Lots of them live in Bury, and in closing Bury’s Post Offices, the government will make it harder for our most vulnerable people to access these services.
Who will be the voice of the elderly and the frail if not us?
We should leave here tonight resolute in our opposition to closures.
And then tomorrow morning we should start work, like Essex County Council has done, to think of new ways for Post Offices to work.
Of using the Post Office as a hub for community services provided in venues as diverse as sports clubs and local shops.
A community wide solution, so that the services go on even if the buildings themselves are taken from us.
Making use of the resilience and resourcefulness of this great Borough to make change for the better.
And let us not say that a small group of determined people cannot take on the forces of power and win.
Not only must we do just that, but we should do so in the knowledge that nothing else has ever changed the mind of government.
The people of Bury should expect nothing less.
And like they expect more from us, I expect more from national government.
Their job is to lead and to innovate.

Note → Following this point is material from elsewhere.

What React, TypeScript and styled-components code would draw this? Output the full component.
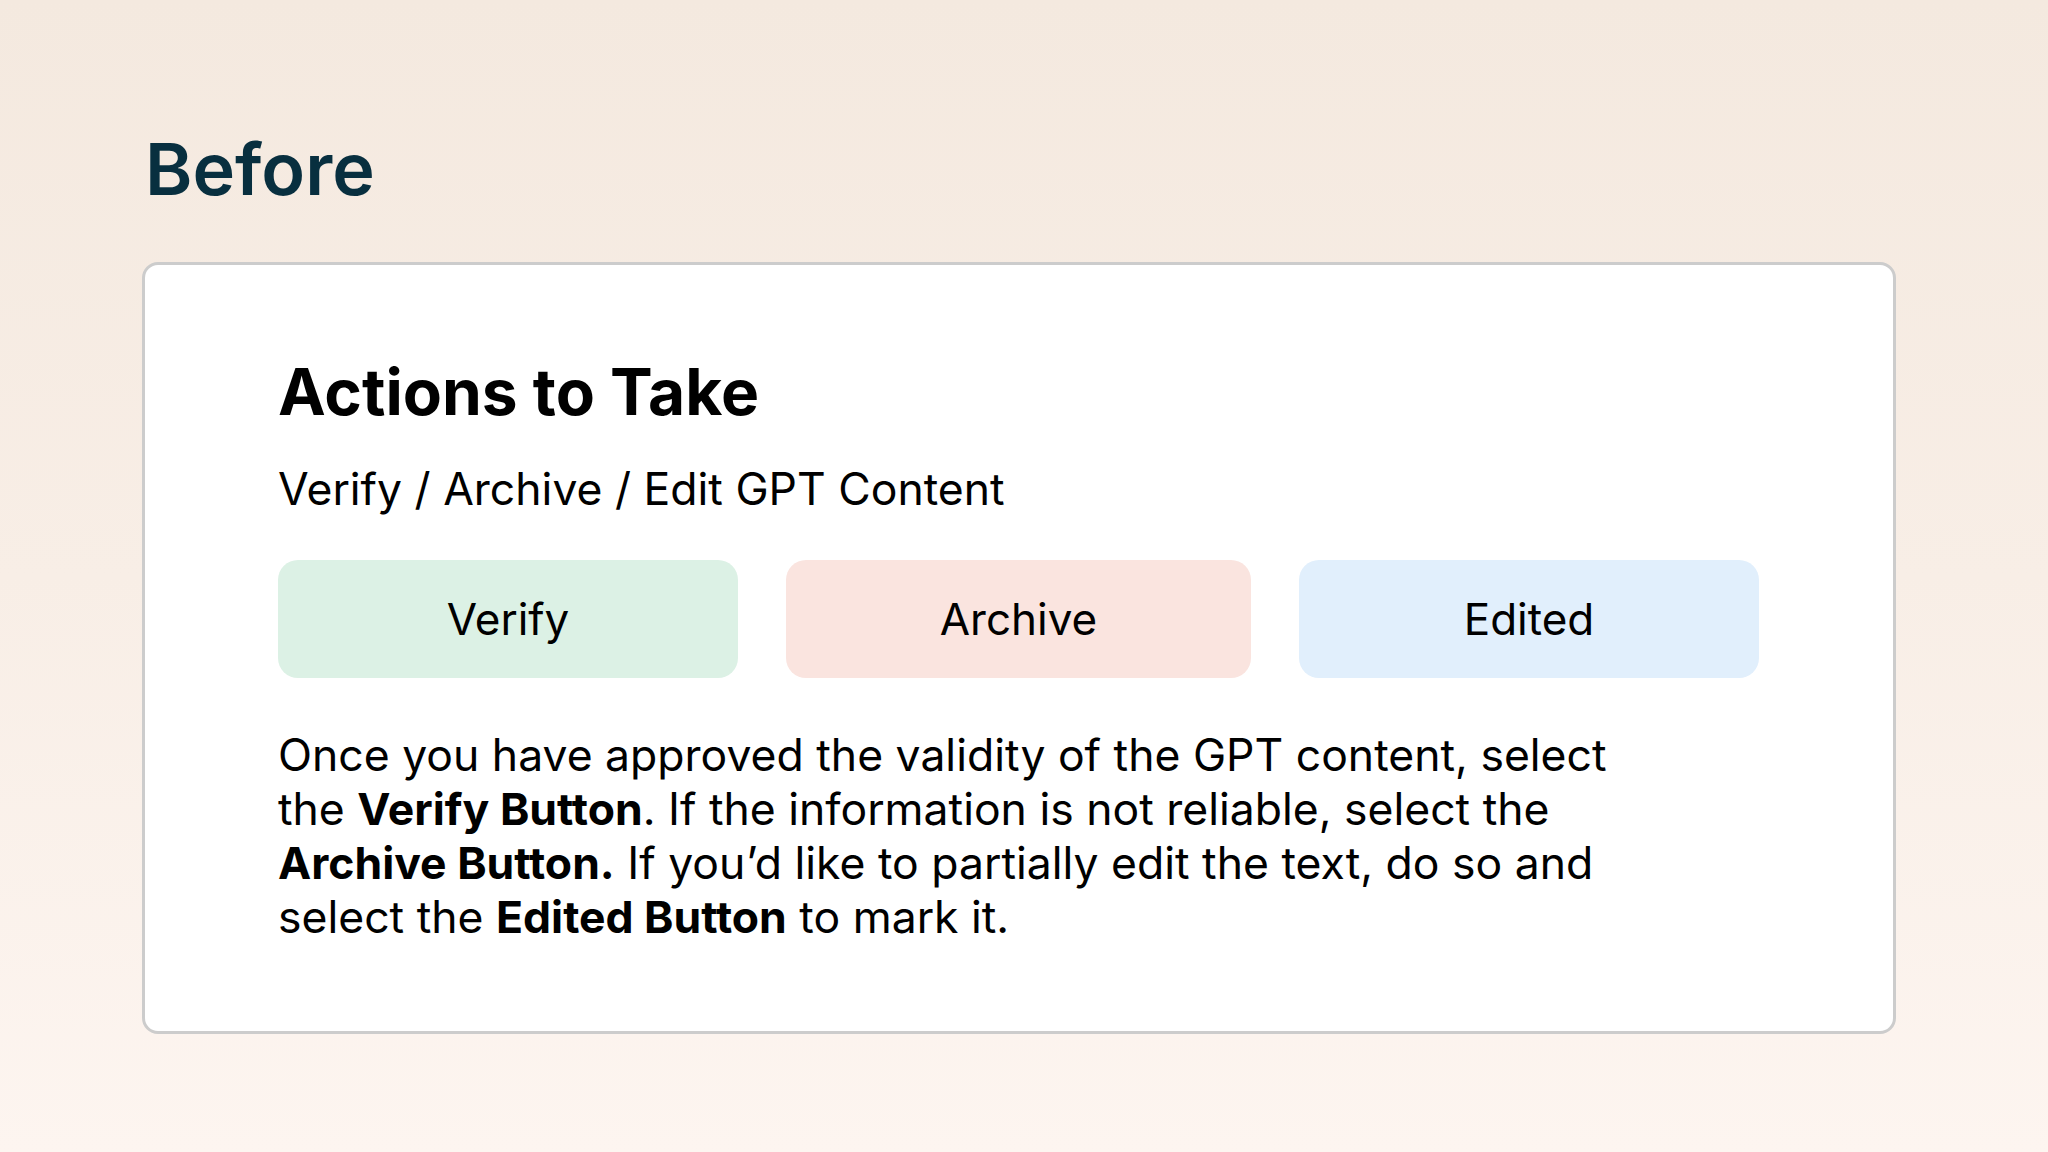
import React from "react";
import styled, { createGlobalStyle } from "styled-components";

type Tone = "verify" | "archive" | "edited";

const toneColors: Record<Tone, string> = {
  verify: "#dcf1e5",
  archive: "#fae4df",
  edited: "#e1effc",
};

const actions: { label: string; tone: Tone; width: number }[] = [
  { label: "Verify", tone: "verify", width: 460 },
  { label: "Archive", tone: "archive", width: 465 },
  { label: "Edited", tone: "edited", width: 460 },
];

const App = () => {
  return (
    <>
      <GlobalStyle />
      <Page>
        <Heading>Before</Heading>
        <Card>
          <Title>Actions to Take</Title>
          <Subtitle>Verify / Archive / Edit GPT Content</Subtitle>
          <ButtonRow>
            {actions.map((action) => (
              <ActionButton key={action.label} $tone={action.tone} $width={action.width}>
                {action.label}
              </ActionButton>
            ))}
          </ButtonRow>
          <Description>
            Once you have approved the validity of the GPT content, select the{" "}
            <b>Verify Button</b>. If the information is not reliable, select the{" "}
            <b>Archive Button.</b> If you’d like to partially edit the text, do so and
            select the <b>Edited Button</b> to mark it.
          </Description>
        </Card>
      </Page>
    </>
  );
};

export default App;

const GlobalStyle = createGlobalStyle`
  * {
    box-sizing: border-box;
  }

  body {
    margin: 0;
    background: linear-gradient(180deg, #f4e9df 0%, #f8eee6 50%, #fdf5f0 100%);
    font-family: "Inter", "Noto Sans", sans-serif;
  }
`;

const Page = styled.div`
  min-height: 1152px;
  padding: 126px 0 0 142px;
`;

const Heading = styled.h1`
  margin: 0 0 50px 3px;

  color: #082f3f;
  font-size: 72px;
  font-weight: 600;
  line-height: 1.2;
`;

const Card = styled.section`
  width: 1754px;
  padding: 89px 133px 87px;

  background-color: #ffffff;
  border: 3px solid #cccccc;
  border-radius: 16px;
`;

const Title = styled.h2`
  margin: 0;

  color: #000000;
  font-size: 64px;
  font-weight: 700;
  line-height: 1.2;
`;

const Subtitle = styled.p`
  margin: 32px 0 0;

  color: #000000;
  font-size: 44.5px;
  line-height: 1.2;
`;

const ButtonRow = styled.div`
  display: flex;
  flex-direction: row;
  gap: 48px;

  margin-top: 43px;
`;

const ActionButton = styled.button<{ $tone: Tone; $width: number }>`
  display: flex;
  align-items: center;
  justify-content: center;

  width: ${({ $width }) => $width}px;
  height: 118px;
  padding: 0;

  background-color: ${({ $tone }) => toneColors[$tone]};
  border: none;
  border-radius: 20px;

  color: #000000;
  font-family: inherit;
  font-size: 44px;
  font-weight: 400;
`;

const Description = styled.p`
  max-width: 1370px;
  margin: 50px 0 0;

  color: #000000;
  font-size: 44.5px;
  line-height: 54px;

  b {
    font-weight: 700;
  }
`;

To think of new ways and new solutions.
It is not to manage a decline, but to reverse it.
Because where once we had a postal service to rival any in the world, now there’s no second delivery, no Sunday delivery, and soon no Post Office at the end of your street.
I have yet to meet a single person in this Borough in favour of Post Office closures, and yet the government continues with its charade of consultation.
Believe me Mr Mayor. As someone trying to eke out a few quid from the road maintenance budget of this Council, I know that there’s only so many times you can ask a question before it becomes obvious that the answer is going to be no.
The government keep asking us on this one, but they don’t seem to hear us tell them no.
Their consultation should be called off now Mr Mayor, along with the plans for closures.
And our MPs should be forthright in their opposition to these plans. They are at Westminster to do our bidding.
It’s no use Ivan Lewis lamenting in the papers how he fears the government is out of touch, if he stands back and watches it ignore the pleas of the people by closing half the post offices in his constituency.
Mr Lewis let every person in Bury down when he failed to vote against these government plans in Parliament.
Instead he went to the papers and said “Residents who use these post offices will be concerned,” and that bit of stirring oratory was as underwhelming as his complete lack of condemnation for these closure plans.
Where’s his passionate defence of local services? And where’s David Chaytor’s? He too didn’t vote against the closures when the people of Bury cried out for him to do so.
These men we sent to Parliament could go some way to fulfilling their promise to the people of Bury, by signing Early Day Motion 1584 calling for extra support for Post Offices and our elderly with the renewal of the Post Office Card Account.
I ask them to do that.
Mr Mayor, we do not relish, nor do we enjoy a confrontation with government.
We do not suspect, nor do we believe that this government sets out to damage communities.
But our paths are diverging where they should come together.
And let the mark of this Council’s service to Bury be that when we saw the low road taken, we stood up proud and forced the government to turn back.
And even though this Council’s leading group may have shamefully voted tonight to take away the rights of the people to come to our door and question us, they should show that their respect for local people hasn’t dwindled entirely, and join us in calling for a halt to these closures.
Mr Mayor, us Councillors are a fortunate bunch of people.
We have influence and a little bit of power. And as people who spend our free time leafleting, we know more about the value of the postal service than most.
And on this of all topics, our voice can be heard that little bit louder because of this room we meet in, and the faith shown in us by those who put us here.
So come on. Let’s use every drop of our energies and all the power of our office and stop these Post Office closures, starting now, starting here.
Too many have gone already, let us start building the future of the Post Office in Bury right now.
Mr Mayor, it is with a determined heart that I propose this motion.”